▶ EXTRACTED RECORDS:
====

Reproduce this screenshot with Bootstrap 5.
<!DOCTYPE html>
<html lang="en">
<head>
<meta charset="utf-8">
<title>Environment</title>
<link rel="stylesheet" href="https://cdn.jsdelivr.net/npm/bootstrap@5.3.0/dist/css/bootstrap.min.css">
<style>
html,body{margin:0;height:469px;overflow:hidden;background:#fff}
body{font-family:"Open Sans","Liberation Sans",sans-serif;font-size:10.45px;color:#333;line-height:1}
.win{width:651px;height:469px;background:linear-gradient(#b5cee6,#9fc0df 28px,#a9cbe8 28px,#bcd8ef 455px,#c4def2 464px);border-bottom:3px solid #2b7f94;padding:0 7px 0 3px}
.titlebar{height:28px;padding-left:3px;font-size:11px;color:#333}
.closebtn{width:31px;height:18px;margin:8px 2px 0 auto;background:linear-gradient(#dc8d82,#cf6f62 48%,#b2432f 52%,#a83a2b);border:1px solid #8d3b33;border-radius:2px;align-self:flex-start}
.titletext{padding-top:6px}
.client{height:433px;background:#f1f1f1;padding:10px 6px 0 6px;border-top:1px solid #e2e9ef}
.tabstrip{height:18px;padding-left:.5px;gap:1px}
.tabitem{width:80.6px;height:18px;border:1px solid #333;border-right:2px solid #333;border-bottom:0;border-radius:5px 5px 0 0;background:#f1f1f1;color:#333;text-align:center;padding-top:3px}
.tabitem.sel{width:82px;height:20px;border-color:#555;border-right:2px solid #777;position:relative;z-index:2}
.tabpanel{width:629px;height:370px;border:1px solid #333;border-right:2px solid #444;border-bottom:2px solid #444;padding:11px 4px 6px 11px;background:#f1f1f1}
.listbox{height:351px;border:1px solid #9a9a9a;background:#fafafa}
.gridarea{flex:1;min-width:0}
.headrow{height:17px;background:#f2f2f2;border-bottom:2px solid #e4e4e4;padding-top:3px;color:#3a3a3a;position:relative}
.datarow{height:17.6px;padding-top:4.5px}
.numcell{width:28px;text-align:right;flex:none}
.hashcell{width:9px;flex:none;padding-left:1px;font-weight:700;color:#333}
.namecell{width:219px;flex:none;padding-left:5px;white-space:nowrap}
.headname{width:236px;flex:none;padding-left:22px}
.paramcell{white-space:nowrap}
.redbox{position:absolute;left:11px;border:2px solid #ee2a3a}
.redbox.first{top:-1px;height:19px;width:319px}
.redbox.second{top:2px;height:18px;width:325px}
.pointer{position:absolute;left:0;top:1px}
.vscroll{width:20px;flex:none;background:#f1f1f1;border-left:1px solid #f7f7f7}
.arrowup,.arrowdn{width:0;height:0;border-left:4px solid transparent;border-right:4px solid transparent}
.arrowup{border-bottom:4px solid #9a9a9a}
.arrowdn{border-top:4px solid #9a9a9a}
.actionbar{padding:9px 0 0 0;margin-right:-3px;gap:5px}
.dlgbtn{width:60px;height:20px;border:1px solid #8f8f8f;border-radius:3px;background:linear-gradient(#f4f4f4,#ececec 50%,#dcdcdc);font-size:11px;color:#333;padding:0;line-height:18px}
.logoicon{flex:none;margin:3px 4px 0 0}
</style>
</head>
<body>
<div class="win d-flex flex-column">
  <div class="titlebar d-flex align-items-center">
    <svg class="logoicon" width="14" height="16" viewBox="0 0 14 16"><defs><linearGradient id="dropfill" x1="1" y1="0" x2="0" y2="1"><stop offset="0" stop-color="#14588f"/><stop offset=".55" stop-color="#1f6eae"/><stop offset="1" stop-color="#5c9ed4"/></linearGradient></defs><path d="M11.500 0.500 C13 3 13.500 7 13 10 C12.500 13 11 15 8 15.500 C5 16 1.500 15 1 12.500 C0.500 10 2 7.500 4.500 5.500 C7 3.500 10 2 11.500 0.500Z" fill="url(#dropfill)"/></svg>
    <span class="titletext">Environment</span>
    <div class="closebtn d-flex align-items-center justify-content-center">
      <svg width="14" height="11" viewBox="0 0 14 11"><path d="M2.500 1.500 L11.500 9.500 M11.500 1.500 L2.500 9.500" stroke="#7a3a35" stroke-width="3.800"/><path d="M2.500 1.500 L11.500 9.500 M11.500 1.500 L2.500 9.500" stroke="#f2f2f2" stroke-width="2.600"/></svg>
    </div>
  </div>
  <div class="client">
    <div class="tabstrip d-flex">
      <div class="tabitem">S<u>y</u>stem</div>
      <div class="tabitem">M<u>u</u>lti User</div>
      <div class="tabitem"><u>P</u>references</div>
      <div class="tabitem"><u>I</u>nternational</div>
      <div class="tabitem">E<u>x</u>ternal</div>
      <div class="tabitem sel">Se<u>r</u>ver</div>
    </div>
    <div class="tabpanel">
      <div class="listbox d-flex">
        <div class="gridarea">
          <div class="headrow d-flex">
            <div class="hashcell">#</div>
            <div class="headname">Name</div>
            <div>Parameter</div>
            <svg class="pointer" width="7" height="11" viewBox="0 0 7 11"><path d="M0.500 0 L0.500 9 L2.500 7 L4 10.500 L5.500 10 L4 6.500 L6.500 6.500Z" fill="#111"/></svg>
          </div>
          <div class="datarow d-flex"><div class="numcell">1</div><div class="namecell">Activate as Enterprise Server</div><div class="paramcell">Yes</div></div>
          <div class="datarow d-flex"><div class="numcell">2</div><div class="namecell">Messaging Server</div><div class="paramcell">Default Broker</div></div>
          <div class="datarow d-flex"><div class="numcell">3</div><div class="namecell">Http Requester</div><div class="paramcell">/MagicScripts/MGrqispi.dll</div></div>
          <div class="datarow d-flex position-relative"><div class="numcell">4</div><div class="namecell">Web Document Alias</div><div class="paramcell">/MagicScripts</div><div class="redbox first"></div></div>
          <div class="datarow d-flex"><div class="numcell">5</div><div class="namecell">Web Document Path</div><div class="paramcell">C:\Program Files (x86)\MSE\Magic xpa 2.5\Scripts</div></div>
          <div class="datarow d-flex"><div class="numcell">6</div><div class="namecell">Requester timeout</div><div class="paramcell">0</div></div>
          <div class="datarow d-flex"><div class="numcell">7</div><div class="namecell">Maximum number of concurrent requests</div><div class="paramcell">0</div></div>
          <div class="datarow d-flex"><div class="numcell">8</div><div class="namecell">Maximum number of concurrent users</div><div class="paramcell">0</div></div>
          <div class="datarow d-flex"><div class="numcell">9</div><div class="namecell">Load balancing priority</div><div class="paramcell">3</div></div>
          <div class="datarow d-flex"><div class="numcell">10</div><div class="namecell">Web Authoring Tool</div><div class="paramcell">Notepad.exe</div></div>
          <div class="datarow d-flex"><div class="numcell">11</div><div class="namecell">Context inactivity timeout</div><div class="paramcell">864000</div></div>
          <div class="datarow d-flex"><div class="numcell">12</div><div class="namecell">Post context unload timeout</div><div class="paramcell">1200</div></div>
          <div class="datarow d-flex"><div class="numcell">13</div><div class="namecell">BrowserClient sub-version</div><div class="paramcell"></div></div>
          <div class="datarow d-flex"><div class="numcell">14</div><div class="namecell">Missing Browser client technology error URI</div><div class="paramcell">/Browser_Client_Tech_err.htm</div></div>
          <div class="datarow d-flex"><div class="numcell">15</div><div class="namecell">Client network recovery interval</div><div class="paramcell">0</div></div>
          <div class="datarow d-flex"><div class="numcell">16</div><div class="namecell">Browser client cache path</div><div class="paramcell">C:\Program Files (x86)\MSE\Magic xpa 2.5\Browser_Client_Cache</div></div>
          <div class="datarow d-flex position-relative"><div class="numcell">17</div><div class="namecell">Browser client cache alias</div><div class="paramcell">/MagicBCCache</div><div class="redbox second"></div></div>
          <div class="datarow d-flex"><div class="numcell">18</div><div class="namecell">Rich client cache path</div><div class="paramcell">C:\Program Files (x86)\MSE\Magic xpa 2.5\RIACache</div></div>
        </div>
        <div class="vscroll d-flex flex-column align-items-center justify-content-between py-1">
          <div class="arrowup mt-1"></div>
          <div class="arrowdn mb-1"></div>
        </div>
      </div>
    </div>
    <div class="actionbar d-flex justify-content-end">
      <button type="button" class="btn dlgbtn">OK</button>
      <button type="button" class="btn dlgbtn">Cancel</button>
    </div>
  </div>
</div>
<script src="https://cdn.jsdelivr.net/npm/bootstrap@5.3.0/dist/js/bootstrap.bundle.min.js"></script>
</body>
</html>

====

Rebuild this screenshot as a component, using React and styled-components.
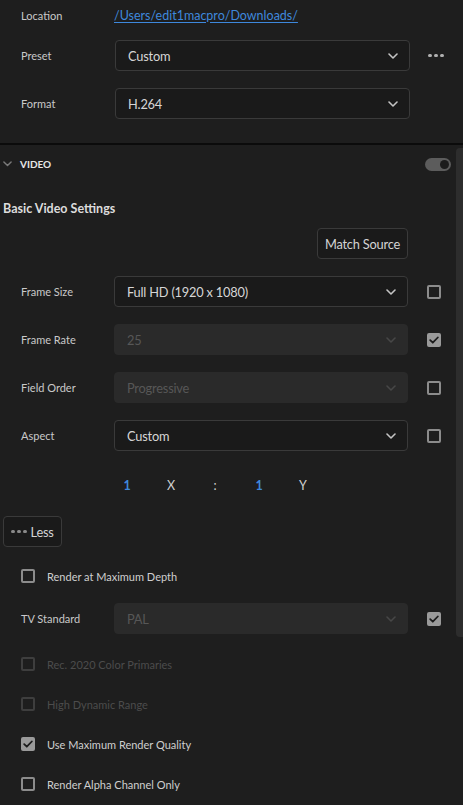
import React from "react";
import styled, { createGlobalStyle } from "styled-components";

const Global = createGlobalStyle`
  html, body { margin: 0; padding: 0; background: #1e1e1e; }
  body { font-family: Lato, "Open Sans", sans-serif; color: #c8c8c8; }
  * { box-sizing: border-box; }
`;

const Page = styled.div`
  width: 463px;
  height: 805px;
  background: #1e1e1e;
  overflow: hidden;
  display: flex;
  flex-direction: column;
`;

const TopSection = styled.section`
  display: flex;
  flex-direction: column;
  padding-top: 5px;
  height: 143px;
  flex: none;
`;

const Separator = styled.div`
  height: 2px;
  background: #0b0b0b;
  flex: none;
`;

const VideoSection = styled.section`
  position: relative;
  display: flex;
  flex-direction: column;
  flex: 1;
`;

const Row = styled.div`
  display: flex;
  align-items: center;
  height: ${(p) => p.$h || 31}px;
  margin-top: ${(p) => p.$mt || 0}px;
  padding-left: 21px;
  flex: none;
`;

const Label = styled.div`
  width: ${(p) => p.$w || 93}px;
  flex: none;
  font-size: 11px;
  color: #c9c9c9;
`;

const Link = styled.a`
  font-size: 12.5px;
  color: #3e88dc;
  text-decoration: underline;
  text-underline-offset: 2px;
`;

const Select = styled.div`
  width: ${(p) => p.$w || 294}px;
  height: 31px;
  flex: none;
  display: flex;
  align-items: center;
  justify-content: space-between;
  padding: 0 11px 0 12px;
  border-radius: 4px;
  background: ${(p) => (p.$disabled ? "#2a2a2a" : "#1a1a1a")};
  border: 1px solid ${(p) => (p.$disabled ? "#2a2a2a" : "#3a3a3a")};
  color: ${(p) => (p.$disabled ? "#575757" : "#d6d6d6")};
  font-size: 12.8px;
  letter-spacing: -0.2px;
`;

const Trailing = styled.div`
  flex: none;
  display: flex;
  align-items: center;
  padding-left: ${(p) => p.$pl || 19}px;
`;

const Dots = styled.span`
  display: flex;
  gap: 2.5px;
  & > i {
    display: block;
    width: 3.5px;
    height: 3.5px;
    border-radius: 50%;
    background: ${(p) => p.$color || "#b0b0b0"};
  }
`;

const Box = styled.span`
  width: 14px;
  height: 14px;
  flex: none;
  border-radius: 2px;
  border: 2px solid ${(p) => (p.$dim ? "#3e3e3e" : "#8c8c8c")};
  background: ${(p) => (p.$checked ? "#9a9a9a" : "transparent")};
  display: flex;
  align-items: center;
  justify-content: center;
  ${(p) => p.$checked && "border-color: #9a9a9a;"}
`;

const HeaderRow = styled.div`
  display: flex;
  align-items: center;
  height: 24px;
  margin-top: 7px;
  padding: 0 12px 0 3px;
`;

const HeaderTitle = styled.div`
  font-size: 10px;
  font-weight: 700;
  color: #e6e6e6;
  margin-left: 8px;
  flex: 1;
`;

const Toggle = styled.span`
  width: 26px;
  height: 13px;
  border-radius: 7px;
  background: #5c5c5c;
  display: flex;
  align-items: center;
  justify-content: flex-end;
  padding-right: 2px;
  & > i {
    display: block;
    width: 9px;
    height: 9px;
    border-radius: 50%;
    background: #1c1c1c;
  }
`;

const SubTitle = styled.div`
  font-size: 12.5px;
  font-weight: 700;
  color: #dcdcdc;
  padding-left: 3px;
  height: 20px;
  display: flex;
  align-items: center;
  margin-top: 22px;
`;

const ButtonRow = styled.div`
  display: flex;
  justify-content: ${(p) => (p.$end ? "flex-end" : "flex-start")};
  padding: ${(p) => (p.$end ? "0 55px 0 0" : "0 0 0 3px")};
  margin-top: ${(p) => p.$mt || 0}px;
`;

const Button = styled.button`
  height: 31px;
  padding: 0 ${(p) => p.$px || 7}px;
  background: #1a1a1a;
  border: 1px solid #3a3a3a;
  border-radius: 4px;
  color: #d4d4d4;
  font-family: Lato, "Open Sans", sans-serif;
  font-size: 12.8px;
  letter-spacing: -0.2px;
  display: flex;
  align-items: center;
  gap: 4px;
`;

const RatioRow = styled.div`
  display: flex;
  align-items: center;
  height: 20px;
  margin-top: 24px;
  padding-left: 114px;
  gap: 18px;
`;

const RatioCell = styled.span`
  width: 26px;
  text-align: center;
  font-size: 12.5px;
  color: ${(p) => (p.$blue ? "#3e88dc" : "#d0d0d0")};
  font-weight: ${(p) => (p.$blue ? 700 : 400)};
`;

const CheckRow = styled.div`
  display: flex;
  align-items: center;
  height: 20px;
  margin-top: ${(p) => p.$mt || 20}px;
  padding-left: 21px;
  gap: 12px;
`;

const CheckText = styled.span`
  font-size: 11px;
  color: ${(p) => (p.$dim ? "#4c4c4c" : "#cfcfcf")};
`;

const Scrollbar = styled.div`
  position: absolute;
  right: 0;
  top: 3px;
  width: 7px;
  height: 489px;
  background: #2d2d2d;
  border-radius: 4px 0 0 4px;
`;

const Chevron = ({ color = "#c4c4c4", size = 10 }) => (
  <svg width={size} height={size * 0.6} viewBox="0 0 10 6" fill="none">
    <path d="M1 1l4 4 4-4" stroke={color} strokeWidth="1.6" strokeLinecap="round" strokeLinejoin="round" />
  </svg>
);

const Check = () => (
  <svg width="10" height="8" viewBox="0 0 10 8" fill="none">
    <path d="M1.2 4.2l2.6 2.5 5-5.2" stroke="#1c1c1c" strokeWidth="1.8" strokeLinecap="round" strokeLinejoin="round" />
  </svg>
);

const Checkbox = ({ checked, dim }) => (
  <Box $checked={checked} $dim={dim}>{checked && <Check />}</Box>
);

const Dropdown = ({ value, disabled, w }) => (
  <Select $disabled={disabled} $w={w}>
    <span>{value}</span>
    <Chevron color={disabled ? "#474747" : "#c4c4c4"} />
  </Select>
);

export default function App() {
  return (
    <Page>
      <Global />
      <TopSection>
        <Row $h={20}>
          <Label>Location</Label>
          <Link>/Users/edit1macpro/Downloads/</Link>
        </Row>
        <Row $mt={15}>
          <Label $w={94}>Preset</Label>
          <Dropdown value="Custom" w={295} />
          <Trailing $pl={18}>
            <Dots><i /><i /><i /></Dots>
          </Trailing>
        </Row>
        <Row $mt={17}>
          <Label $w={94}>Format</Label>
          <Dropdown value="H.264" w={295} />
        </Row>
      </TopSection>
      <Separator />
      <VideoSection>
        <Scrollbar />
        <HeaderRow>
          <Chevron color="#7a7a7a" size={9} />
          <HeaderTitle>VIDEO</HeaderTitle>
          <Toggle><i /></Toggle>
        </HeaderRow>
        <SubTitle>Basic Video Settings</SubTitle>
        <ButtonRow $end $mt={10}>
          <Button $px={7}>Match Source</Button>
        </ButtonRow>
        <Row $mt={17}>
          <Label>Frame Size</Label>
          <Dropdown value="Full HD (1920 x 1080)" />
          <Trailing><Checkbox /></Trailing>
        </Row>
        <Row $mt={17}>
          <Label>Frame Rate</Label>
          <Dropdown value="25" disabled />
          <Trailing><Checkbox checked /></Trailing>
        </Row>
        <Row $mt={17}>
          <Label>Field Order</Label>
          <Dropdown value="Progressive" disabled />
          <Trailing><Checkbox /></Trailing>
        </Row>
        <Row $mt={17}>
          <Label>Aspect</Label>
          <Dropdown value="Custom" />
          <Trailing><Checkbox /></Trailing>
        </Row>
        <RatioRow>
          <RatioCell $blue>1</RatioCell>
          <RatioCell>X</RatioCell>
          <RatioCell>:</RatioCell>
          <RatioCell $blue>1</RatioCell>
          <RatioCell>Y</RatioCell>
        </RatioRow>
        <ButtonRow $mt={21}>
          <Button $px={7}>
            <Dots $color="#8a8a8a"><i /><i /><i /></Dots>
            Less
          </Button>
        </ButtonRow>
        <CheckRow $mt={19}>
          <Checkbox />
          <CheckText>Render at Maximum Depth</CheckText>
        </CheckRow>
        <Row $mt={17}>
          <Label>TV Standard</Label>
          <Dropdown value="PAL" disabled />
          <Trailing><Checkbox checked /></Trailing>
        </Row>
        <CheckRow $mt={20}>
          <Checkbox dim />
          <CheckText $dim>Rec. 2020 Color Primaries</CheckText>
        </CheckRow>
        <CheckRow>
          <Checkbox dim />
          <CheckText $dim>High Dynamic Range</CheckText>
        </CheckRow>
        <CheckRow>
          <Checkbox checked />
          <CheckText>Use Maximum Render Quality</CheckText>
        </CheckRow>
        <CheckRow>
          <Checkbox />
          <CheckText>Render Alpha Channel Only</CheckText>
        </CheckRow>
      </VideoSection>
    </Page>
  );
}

====

▶ WHAT TO DO:
Select and copy every line of the listing with the word "React".

▶ TASK RESULT:
Rebuild this screenshot as a component, using React and styled-components.
import React from "react";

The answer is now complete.